McGill Online courses are taught by the same McGill faculty, recognized experts in their fields, who teach in the traditional in-person programs—but that’s where most similarities end. Christopher Buddle, Associate Provost (Teaching and Academic Planning), emphasizes that the online programs are not retrofitted in-person programs, but are specifically designed from the ground up.
“These programs are not the same as switching a lecture or two to Zoom, perhaps because of a unforeseen event like a snowstorm, or to bring in an occasional guest lecturer into a classroom using online technology. ’ Instead, it’s creating entire programs from first principles with the right tools and thoughtful approach to online delivery,” he explains. “. It’s not about shifting to online delivery. From the outset, these programs are designed for, and specifically targeted to, students who wish to learn their entire program online.”
Ingram School of Nursing’s Chevrier agrees.
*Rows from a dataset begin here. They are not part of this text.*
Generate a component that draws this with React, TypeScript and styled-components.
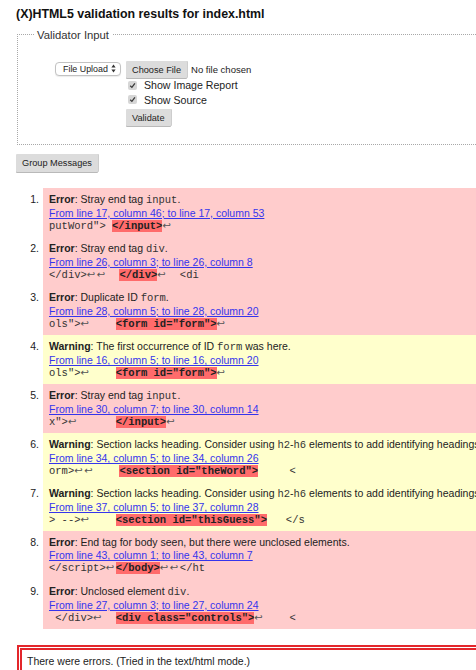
import React from "react";
import styled, { createGlobalStyle } from "styled-components";

const Global = createGlobalStyle`
  html, body { margin: 0; padding: 0; overflow: hidden; background: #fff; }
  body {
    font-family: "Liberation Sans", Arial, Helvetica, sans-serif;
    font-size: 10.5px;
    color: #222;
  }
`;

const Page = styled.div`
  width: 620px;
  padding: 0 0 0 16px;
`;

const Title = styled.h2`
  margin: 7px 0 5px;
  font-size: 12.4px;
  line-height: 14px;
  font-weight: bold;
  color: #111;
  white-space: nowrap;
`;

const Fieldset = styled.fieldset`
  margin: 0 0 0 1px;
  padding: 19px 0 18px 16px;
  border: 1px dotted #a8a8a8;
  min-width: 0;
`;

const Legend = styled.legend`
  padding: 3px 3px 0;
  font-size: 11.3px;
  line-height: 13px;
  color: #333;
`;

const InputArea = styled.div`
  display: flex;
  align-items: flex-start;
  gap: 5px;
  margin-left: 21px;
`;

const SelectBox = styled.span`
  display: inline-flex;
  align-items: center;
  justify-content: space-between;
  box-sizing: border-box;
  width: 66px;
  height: 14px;
  margin-top: 0.5px;
  padding: 0 4px 0 7px;
  border: 1px solid #c2c2c2;
  border-radius: 4px;
  background: #fff;
  box-shadow: 0 1px 1px rgba(0, 0, 0, 0.08);
  font-size: 8.9px;
  color: #222;
`;

const Controls = styled.div`
  display: flex;
  flex-direction: column;
  align-items: flex-start;
`;

const FileRow = styled.div`
  display: flex;
  align-items: center;
  gap: 4px;
  height: 17px;
`;

const Button = styled.button<{ $h?: number }>`
  display: inline-flex;
  align-items: center;
  justify-content: center;
  height: ${(p) => p.$h ?? 17}px;
  padding: 0 6px;
  border: none;
  border-radius: 1px;
  background: #dcdcdc;
  box-shadow: 0 1px 0 #b9b9b9, 1px 0 0 #cdcdcd;
  font-family: "Liberation Sans", Arial, sans-serif;
  font-size: 9.2px;
  color: #222;
  cursor: pointer;
`;

const NoFile = styled.span`
  font-size: 9.5px;
  color: #222;
`;

const CheckRow = styled.label`
  display: flex;
  align-items: center;
  height: 14.5px;
  font-size: 10.6px;
  color: #222;
`;

const Check = styled.span`
  display: inline-flex;
  align-items: center;
  justify-content: center;
  width: 9px;
  height: 9px;
  margin: 0 7px 0 2px;
  border-radius: 2px;
  background: #d6d6d6;
`;

const ValidateWrap = styled.div`
  margin-top: 2px;
`;

const GroupWrap = styled.div`
  margin-top: 9px;
`;

const List = styled.ol`
  margin: 16px 0 0;
  padding: 0;
  list-style: none;
`;

const Item = styled.li`
  display: flex;
`;

const Num = styled.span`
  flex: none;
  box-sizing: border-box;
  width: 27px;
  padding: 5px 4px 0 0;
  text-align: right;
  line-height: 13px;
  color: #222;
`;

const Body = styled.div<{ $kind: "error" | "warning" }>`
  flex: 1;
  padding: 5px 0 4.15px 6px;
  background: ${(p) => (p.$kind === "error" ? "#ffcccc" : "#ffffcc")};
`;

const Line = styled.div`
  line-height: 13px;
  white-space: nowrap;
`;

const Code = styled.code`
  font-family: "Liberation Mono", "Courier New", monospace;
  font-size: 10.5px;
  color: #333;
`;

const Link = styled.a`
  color: #3535ec;
  text-decoration: underline;
`;

const Extract = styled.div`
  line-height: 13px;
  white-space: pre;
  font-family: "Liberation Mono", "Courier New", monospace;
  font-size: 10.5px;
  color: #333;
`;

const Hl = styled.span`
  background: #ff6b6b;
  font-weight: bold;
  color: #222;
`;

const Ret = styled.span`
  display: inline-block;
  width: 10px;
  font-family: "DejaVu Sans", sans-serif;
  font-size: 10px;
  line-height: 10px;
  color: #555;
`;

const ErrorBox = styled.div`
  margin: 16.5px 0 0 1px;
  padding: 4.5px 5px;
  border: 5px double #e3262b;
  line-height: 13px;
  white-space: nowrap;
  color: #222;
`;

const Arrows = () => (
  <svg width="5" height="9" viewBox="0 0 5 9">
    <path d="M2.5 0.5 L4.6 3.6 L0.4 3.6 Z" fill="#333" />
    <path d="M2.5 8.5 L4.6 5.4 L0.4 5.4 Z" fill="#333" />
  </svg>
);

const Tick = () => (
  <svg width="7" height="7" viewBox="0 0 7 7">
    <path d="M1.2 3.8 L2.9 5.4 L5.9 1.4" fill="none" stroke="#3a3a3a" strokeWidth="1.3" />
  </svg>
);

type Entry = {
  kind: "error" | "warning";
  msg: React.ReactNode;
  link: string;
  before: string;
  hl: string;
  after: string;
};

const withReturns = (s: string, key: string) =>
  s.split("\u21A9").flatMap((part, i) =>
    i === 0 ? [part] : [<Ret key={`${key}-${i}`}>{"\u21A9"}</Ret>, part]
  );

const entries: Entry[] = [
  {
    kind: "error",
    msg: <>Stray end tag <Code>input</Code>.</>,
    link: "From line 17, column 46; to line 17, column 53",
    before: 'putWord"> ',
    hl: "</input>",
    after: "\u21A9",
  },
  {
    kind: "error",
    msg: <>Stray end tag <Code>div</Code>.</>,
    link: "From line 26, column 3; to line 26, column 8",
    before: "</div>\u21A9\u21A9  ",
    hl: "</div>",
    after: "\u21A9  <di",
  },
  {
    kind: "error",
    msg: <>Duplicate ID <Code>form</Code>.</>,
    link: "From line 28, column 5; to line 28, column 20",
    before: 'ols">\u21A9    ',
    hl: '<form id="form">',
    after: "\u21A9",
  },
  {
    kind: "warning",
    msg: <>The first occurrence of ID <Code>form</Code> was here.</>,
    link: "From line 16, column 5; to line 16, column 20",
    before: 'ols">\u21A9    ',
    hl: '<form id="form">',
    after: "\u21A9",
  },
  {
    kind: "error",
    msg: <>Stray end tag <Code>input</Code>.</>,
    link: "From line 30, column 7; to line 30, column 14",
    before: 'x">\u21A9      ',
    hl: "</input>",
    after: "\u21A9",
  },
  {
    kind: "warning",
    msg: (
      <>
        Section lacks heading. Consider using <Code>h2</Code>-<Code>h6</Code> elements to add
        identifying headings to all sections.
      </>
    ),
    link: "From line 34, column 5; to line 34, column 26",
    before: "orm>\u21A9\u21A9    ",
    hl: '<section id="theWord">',
    after: "     <",
  },
  {
    kind: "warning",
    msg: (
      <>
        Section lacks heading. Consider using <Code>h2</Code>-<Code>h6</Code> elements to add
        identifying headings to all sections.
      </>
    ),
    link: "From line 37, column 5; to line 37, column 28",
    before: "> -->\u21A9    ",
    hl: '<section id="thisGuess">',
    after: "   </s",
  },
  {
    kind: "error",
    msg: <>End tag for body seen, but there were unclosed elements.</>,
    link: "From line 43, column 1; to line 43, column 7",
    before: "</script>\u21A9",
    hl: "</body>",
    after: "\u21A9\u21A9</ht",
  },
  {
    kind: "error",
    msg: <>Unclosed element <Code>div</Code>.</>,
    link: "From line 27, column 3; to line 27, column 24",
    before: " </div>\u21A9  ",
    hl: '<div class="controls">',
    after: "\u21A9    <",
  },
];

export default function App() {
  return (
    <>
      <Global />
      <Page>
        <Title>(X)HTML5 validation results for index.html</Title>
        <Fieldset>
          <Legend>Validator Input</Legend>
          <InputArea>
            <SelectBox>
              File Upload
              <Arrows />
            </SelectBox>
            <Controls>
              <FileRow>
                <Button type="button">Choose File</Button>
                <NoFile>No file chosen</NoFile>
              </FileRow>
              <CheckRow>
                <Check>
                  <Tick />
                </Check>
                Show Image Report
              </CheckRow>
              <CheckRow>
                <Check>
                  <Tick />
                </Check>
                Show Source
              </CheckRow>
              <ValidateWrap>
                <Button type="button">Validate</Button>
              </ValidateWrap>
            </Controls>
          </InputArea>
        </Fieldset>
        <GroupWrap>
          <Button type="button" $h={17.5}>Group Messages</Button>
        </GroupWrap>
        <List>
          {entries.map((e, i) => (
            <Item key={i}>
              <Num>{i + 1}.</Num>
              <Body $kind={e.kind}>
                <Line>
                  <strong>{e.kind === "error" ? "Error" : "Warning"}</strong>: {e.msg}
                </Line>
                <Line>
                  <Link href="#">{e.link}</Link>
                </Line>
                <Extract>
                  {withReturns(e.before, `b${i}`)}
                  <Hl>{e.hl}</Hl>
                  {withReturns(e.after, `a${i}`)}
                </Extract>
              </Body>
            </Item>
          ))}
        </List>
        <ErrorBox>There were errors. (Tried in the text/html mode.)</ErrorBox>
      </Page>
    </>
  );
}
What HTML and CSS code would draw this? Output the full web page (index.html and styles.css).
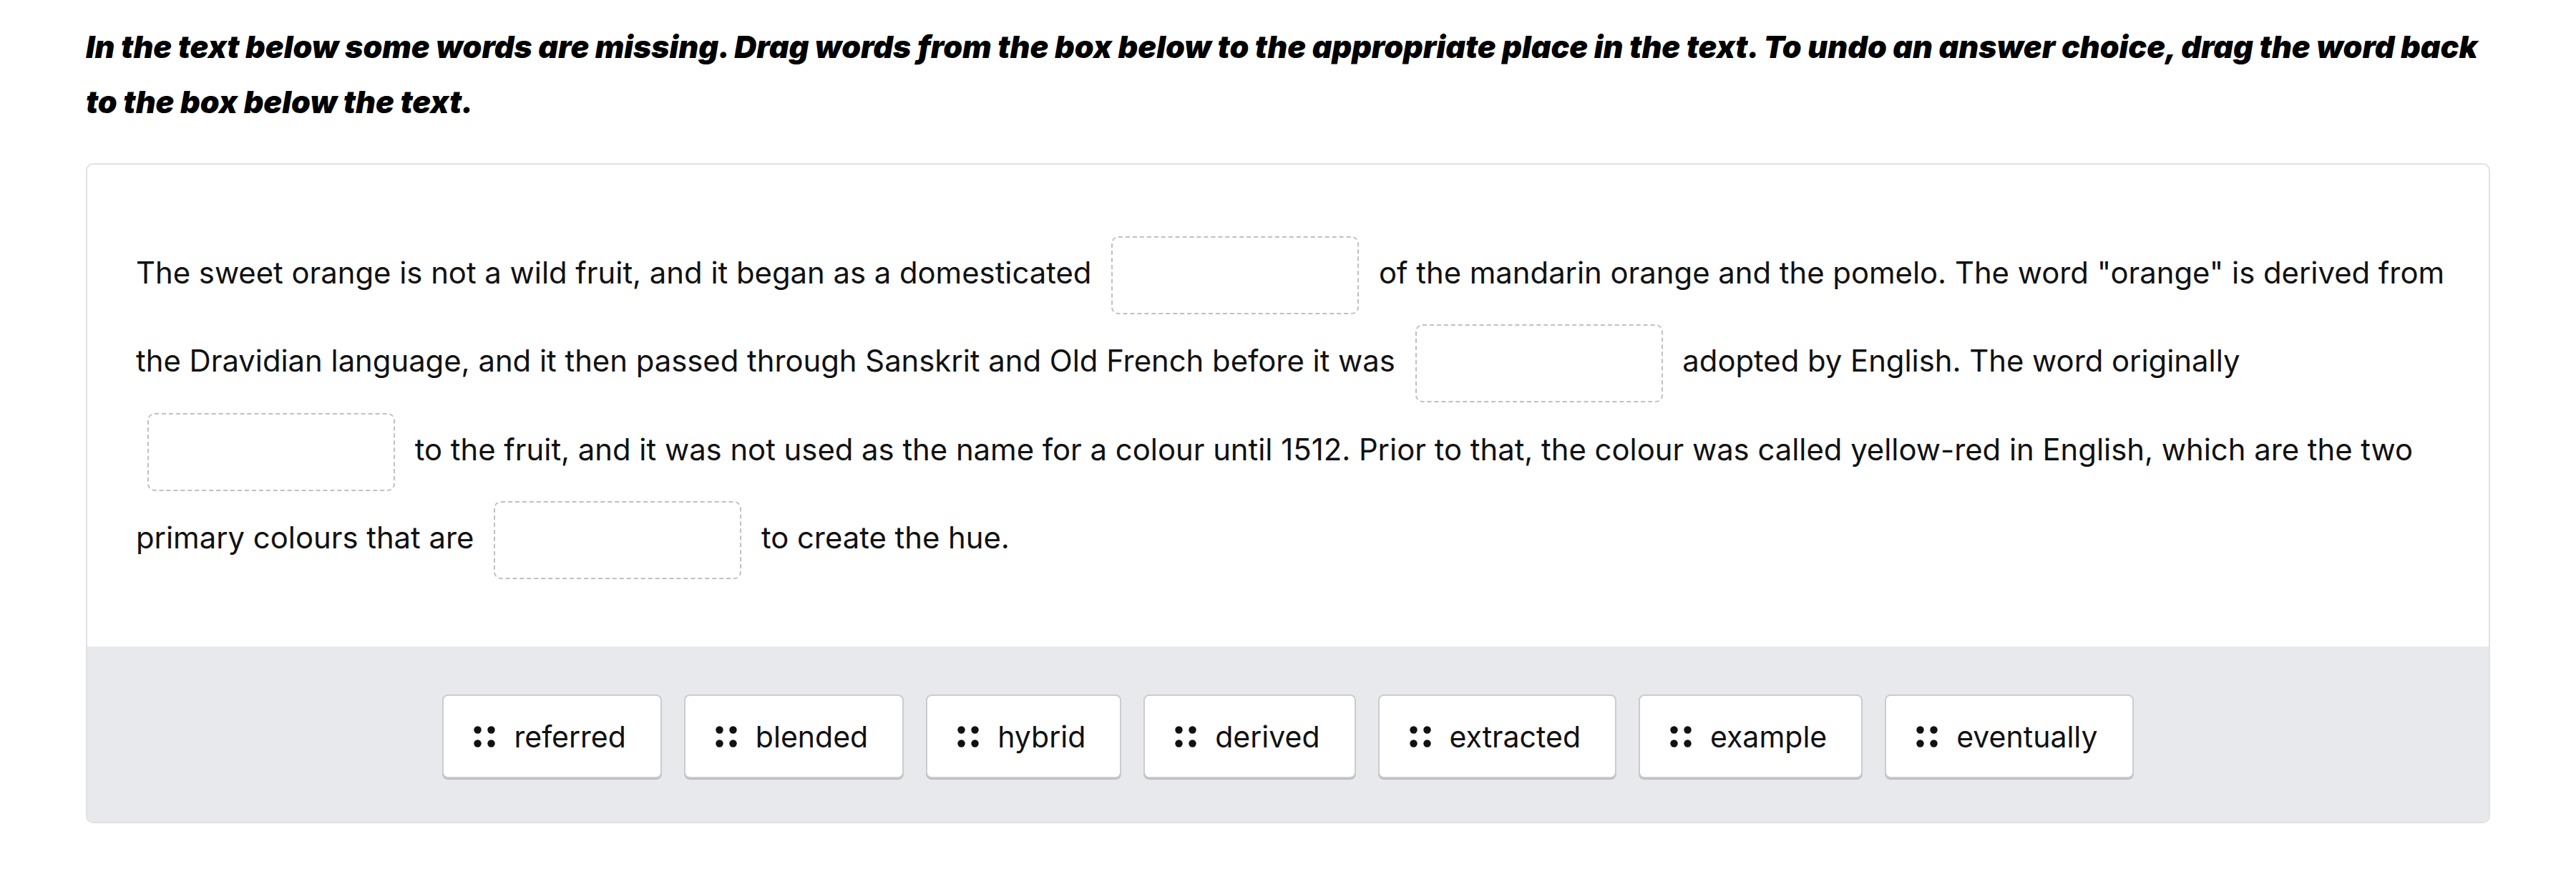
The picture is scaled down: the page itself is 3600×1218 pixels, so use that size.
FILE: index.html
```html
<!DOCTYPE html>
<html lang="en">
<head>
<meta charset="utf-8">
<title>Drag the words</title>
<link rel="stylesheet" href="styles.css">
</head>
<body>
<main class="page">
  <p class="instructions">In the text below some words are missing. Drag words from the box below to the appropriate place in the text. To undo an answer choice, drag the word back to the box below the text.</p>
  <section class="exercise">
    <div class="passage">
      <p>The sweet orange is not a wild fruit, and it began as a domesticated <span class="gap"></span> of the mandarin orange and the pomelo. The word "orange" is derived from the Dravidian language, and it then passed through Sanskrit and Old French before it was <span class="gap"></span> adopted by English. The word originally <span class="gap"></span> to the fruit, and it was not used as the name for a colour until 1512. Prior to that, the colour was called yellow-red in English, which are the two primary colours that are <span class="gap"></span> to create the hue.</p>
    </div>
    <div class="bank">
      <div class="chip"><svg class="grip" viewBox="0 0 30 30" width="30" height="30"><circle cx="5.5" cy="5.5" r="5.2"/><circle cx="24.5" cy="5.5" r="5.2"/><circle cx="5.5" cy="24.5" r="5.2"/><circle cx="24.5" cy="24.5" r="5.2"/></svg><span>referred</span></div>
      <div class="chip"><svg class="grip" viewBox="0 0 30 30" width="30" height="30"><circle cx="5.5" cy="5.5" r="5.2"/><circle cx="24.5" cy="5.5" r="5.2"/><circle cx="5.5" cy="24.5" r="5.2"/><circle cx="24.5" cy="24.5" r="5.2"/></svg><span>blended</span></div>
      <div class="chip"><svg class="grip" viewBox="0 0 30 30" width="30" height="30"><circle cx="5.5" cy="5.5" r="5.2"/><circle cx="24.5" cy="5.5" r="5.2"/><circle cx="5.5" cy="24.5" r="5.2"/><circle cx="24.5" cy="24.5" r="5.2"/></svg><span>hybrid</span></div>
      <div class="chip"><svg class="grip" viewBox="0 0 30 30" width="30" height="30"><circle cx="5.5" cy="5.5" r="5.2"/><circle cx="24.5" cy="5.5" r="5.2"/><circle cx="5.5" cy="24.5" r="5.2"/><circle cx="24.5" cy="24.5" r="5.2"/></svg><span>derived</span></div>
      <div class="chip"><svg class="grip" viewBox="0 0 30 30" width="30" height="30"><circle cx="5.5" cy="5.5" r="5.2"/><circle cx="24.5" cy="5.5" r="5.2"/><circle cx="5.5" cy="24.5" r="5.2"/><circle cx="24.5" cy="24.5" r="5.2"/></svg><span>extracted</span></div>
      <div class="chip"><svg class="grip" viewBox="0 0 30 30" width="30" height="30"><circle cx="5.5" cy="5.5" r="5.2"/><circle cx="24.5" cy="5.5" r="5.2"/><circle cx="5.5" cy="24.5" r="5.2"/><circle cx="24.5" cy="24.5" r="5.2"/></svg><span>example</span></div>
      <div class="chip"><svg class="grip" viewBox="0 0 30 30" width="30" height="30"><circle cx="5.5" cy="5.5" r="5.2"/><circle cx="24.5" cy="5.5" r="5.2"/><circle cx="5.5" cy="24.5" r="5.2"/><circle cx="24.5" cy="24.5" r="5.2"/></svg><span>eventually</span></div>
    </div>
  </section>
</main>
</body>
</html>
```
FILE: styles.css
```css
html, body {
  margin: 0;
  padding: 0;
  background: #ffffff;
}

body {
  font-family: Inter, "Noto Sans", "Liberation Sans", sans-serif;
  color: #111111;
}

.page {
  padding: 27px 120px 0;
}

.instructions {
  margin: 0 0 47px;
  font-size: 43px;
  line-height: 77px;
  font-weight: 900;
  font-style: italic;
  color: #000000;
}

.exercise {
  border: 2px solid #dfe1e4;
  border-radius: 10px;
  overflow: hidden;
  background: #ffffff;
}

.passage {
  padding: 90px 56px 90px 68px;
}

.passage p {
  margin: 0;
  font-size: 41.8px;
  line-height: 123.3px;
}

.gap {
  display: inline-block;
  vertical-align: middle;
  box-sizing: border-box;
  width: 346px;
  height: 109px;
  margin: 0 16px;
  border: 2px dashed #bfc0c3;
  border-radius: 10px;
}

.bank {
  display: flex;
  justify-content: center;
  gap: 31px;
  padding: 67px 0 61px;
  background: #e8e9ec;
}

.chip {
  display: flex;
  align-items: center;
  gap: 26px;
  box-sizing: border-box;
  height: 117px;
  padding: 0 48px 0 42px;
  background: #ffffff;
  border: 2px solid #cbccce;
  border-radius: 8px;
  box-shadow: 0 2px 0 #bcbdc0;
  font-size: 41px;
  color: #111111;
}

.grip {
  display: block;
  flex: none;
  fill: #111111;
}
```
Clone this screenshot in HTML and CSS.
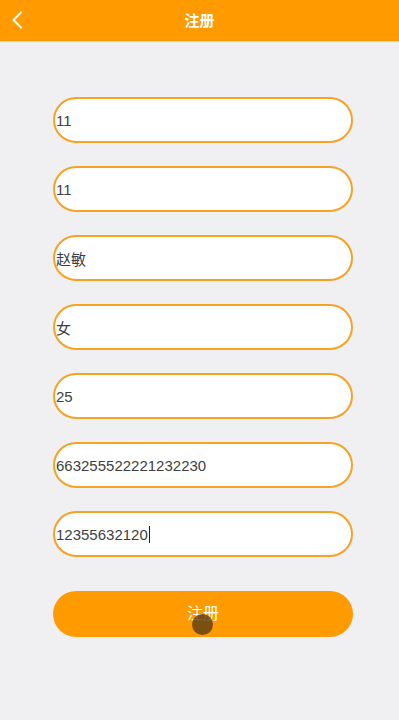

Over several years, the School collaborated with the University’s Teaching and Learning Services to redesign every module for online delivery. “We had to revisit what, why, and how we teach the course material,” she says.
Learning from the pandemic
Although McGill began planning to expand its online reach well before the COVID-19 pandemic, Buddle says Spring 2020’s quick pivot to online learning did offer some valuable lessons.
“We certainly saw that some learners want to have a self-paced approach to online learning, while others want more synchronous or live kinds of learning,” he says. “So, what we’re trying to do when designing McGill Online programs is think about the different aspects of what it means to teach online and recognize that we’re able to take different kinds of approaches to online education.”
Compared to a decade ago, he says, today’s online programs are designed to be more engaging and interactive.
“We’ve moved beyond simply watching a video and answering a few related questions,” says Buddle. “Now it’s much more than an instructor providing content online and students answering questions. Students may still watch a video, of course, but today’s knowledge checks involve things like small group discussions facilitated by a TA or an instructor, or simulation activities.
“And it’s definitely not a one-size-fits-all. Different programs have different needs. For example, how do we set up patient-care simulations for the online Bachelor of Nursing? How do we bring in real-world problems to the cybersecurity certificate? Many innovative tools are being used in today’s online teaching and McGill intends to be at the cutting-edge of this expertise and offer the best possible online education.”